Begin Items

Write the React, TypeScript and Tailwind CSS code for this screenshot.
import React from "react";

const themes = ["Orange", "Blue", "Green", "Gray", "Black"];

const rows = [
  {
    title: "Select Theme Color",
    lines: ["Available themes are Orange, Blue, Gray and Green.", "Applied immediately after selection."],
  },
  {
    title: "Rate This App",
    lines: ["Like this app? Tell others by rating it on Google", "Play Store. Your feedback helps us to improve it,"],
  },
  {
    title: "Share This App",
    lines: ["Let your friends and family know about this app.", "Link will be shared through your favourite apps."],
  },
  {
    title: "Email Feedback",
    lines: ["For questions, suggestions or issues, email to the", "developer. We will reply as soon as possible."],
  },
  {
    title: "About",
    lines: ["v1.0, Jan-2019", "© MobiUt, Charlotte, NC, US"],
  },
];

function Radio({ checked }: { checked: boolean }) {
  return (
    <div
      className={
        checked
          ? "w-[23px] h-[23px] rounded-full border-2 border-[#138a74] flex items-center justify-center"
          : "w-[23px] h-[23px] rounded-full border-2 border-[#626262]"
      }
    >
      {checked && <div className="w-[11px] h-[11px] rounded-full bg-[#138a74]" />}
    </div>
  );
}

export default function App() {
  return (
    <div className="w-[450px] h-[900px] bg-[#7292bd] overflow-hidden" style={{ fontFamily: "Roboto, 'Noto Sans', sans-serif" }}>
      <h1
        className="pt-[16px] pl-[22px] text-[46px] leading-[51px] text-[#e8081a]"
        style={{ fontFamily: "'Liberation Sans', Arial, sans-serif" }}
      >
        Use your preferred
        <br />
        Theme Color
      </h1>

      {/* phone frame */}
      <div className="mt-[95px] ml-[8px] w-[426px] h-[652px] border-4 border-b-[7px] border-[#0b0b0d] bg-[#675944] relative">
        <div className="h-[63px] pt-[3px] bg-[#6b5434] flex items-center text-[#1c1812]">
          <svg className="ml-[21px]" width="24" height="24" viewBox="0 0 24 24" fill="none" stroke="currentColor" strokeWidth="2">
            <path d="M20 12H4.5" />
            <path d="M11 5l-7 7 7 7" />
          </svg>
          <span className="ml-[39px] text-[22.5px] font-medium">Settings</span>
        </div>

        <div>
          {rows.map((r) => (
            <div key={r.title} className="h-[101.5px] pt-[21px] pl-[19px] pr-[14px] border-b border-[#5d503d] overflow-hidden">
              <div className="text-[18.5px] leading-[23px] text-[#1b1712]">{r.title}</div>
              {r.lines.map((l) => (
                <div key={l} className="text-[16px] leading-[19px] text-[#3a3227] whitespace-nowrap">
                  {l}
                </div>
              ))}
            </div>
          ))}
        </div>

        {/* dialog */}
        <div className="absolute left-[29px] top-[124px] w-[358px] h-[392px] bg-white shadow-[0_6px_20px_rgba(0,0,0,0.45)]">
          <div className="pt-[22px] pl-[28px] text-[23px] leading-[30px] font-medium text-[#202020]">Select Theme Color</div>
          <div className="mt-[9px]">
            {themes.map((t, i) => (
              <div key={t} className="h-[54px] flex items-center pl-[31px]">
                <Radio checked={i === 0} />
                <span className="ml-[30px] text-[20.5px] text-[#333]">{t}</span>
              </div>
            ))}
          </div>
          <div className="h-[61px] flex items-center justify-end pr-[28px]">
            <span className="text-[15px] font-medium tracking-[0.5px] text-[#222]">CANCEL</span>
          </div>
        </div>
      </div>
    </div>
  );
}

End Items
Begin Items

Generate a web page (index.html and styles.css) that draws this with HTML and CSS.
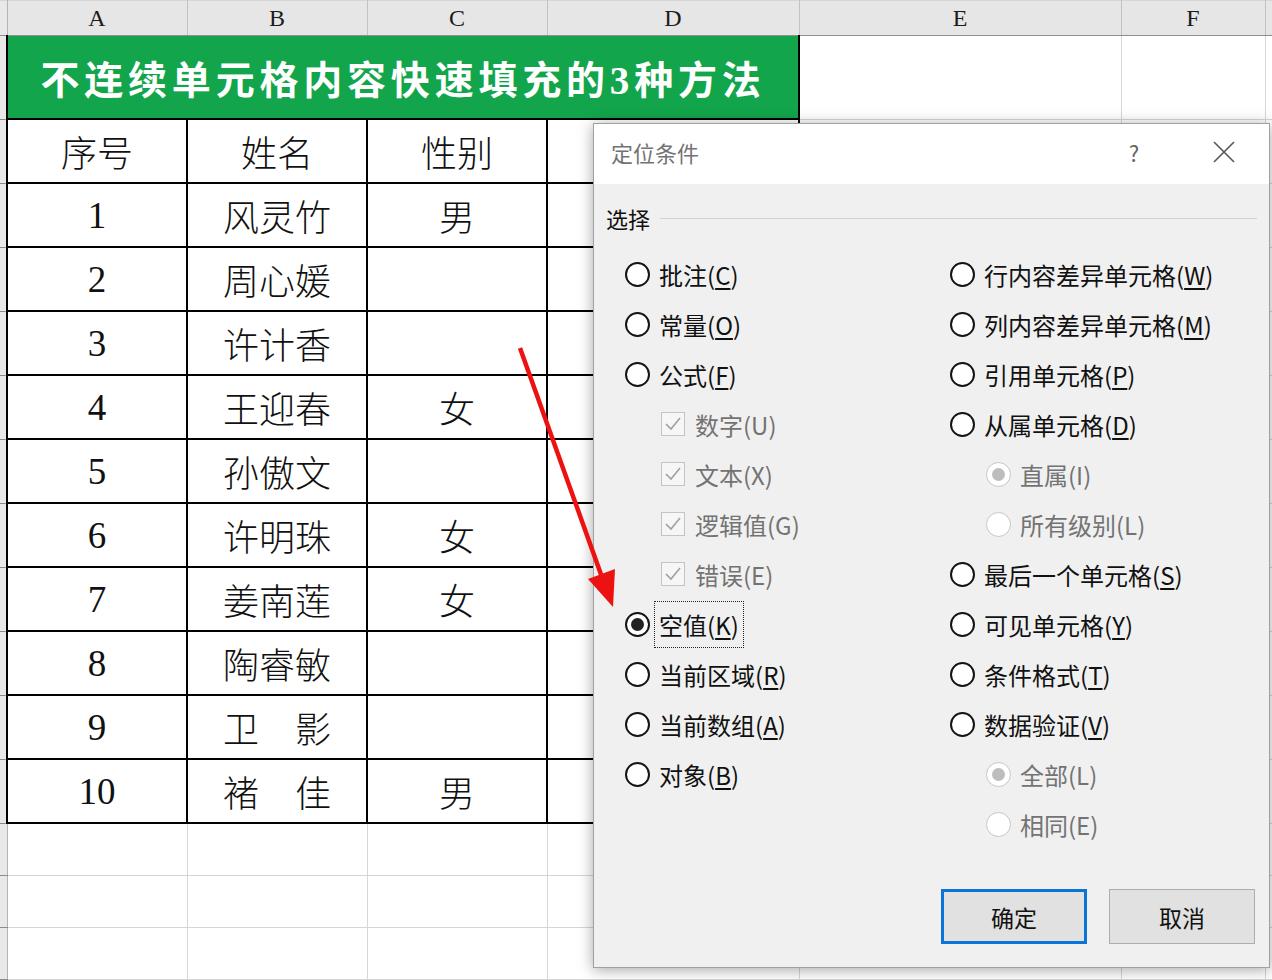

End Items

Exercise: Write out every line of the entries that holds the word "React".

Task output:
Write the React, TypeScript and Tailwind CSS code for this screenshot.
import React from "react";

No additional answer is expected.